When questions no longer judge depth of knowledge but instead reward tactics, guesswork, and the ability to handle pressure, naturally the whole philosophy of selection changes. It is no longer the most qualified candidate who advances, but rather the one most skilled at “handling situations.” But we forget the fundamental difference between a good test-taker and a good doctor.
What is the result?
Those who are truly passionate about this profession, those who have studied night after night so that they can ease someone’s suffering in the future, are being left out.

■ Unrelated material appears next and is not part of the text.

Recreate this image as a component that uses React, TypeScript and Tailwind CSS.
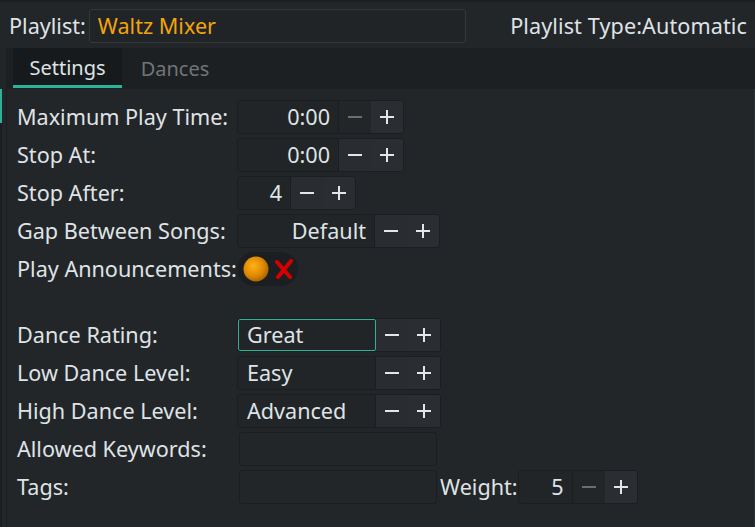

On the other hand, those who are choosing this profession solely as a ‘posh vocation,’ for social status, security, or family pressure, are entering a place whose real calculations they have no clue of from the start.
Being a doctor means more than just wearing a white apron.
It means lifelong learning, bearing the weight of decisions, taking ownership of failures, and, most importantly: taking responsibility for human lives.
If this reality is not laid out clearly from the very beginning, naturally the sector will fill with people more concerned with personal benefit than professional responsibility.
This is where the real danger lies.
The health sector doesn’t collapse all at once. It crumbles step by step. First the quality of questions falls, then the quality of selection, then the standard of training, and finally that collapse reaches the highest levels. At that point, you can’t pinpoint one single issue; the whole system becomes questionable.
This is not just a student problem, it is an administrative viewpoint problem.
If the administration still doesn’t realize that the health sector needs a different type of question structure, a different assessment system, and a different mental and ethical filter, then the crisis ahead won’t just be a shortage of doctors—it will be a crisis of trust.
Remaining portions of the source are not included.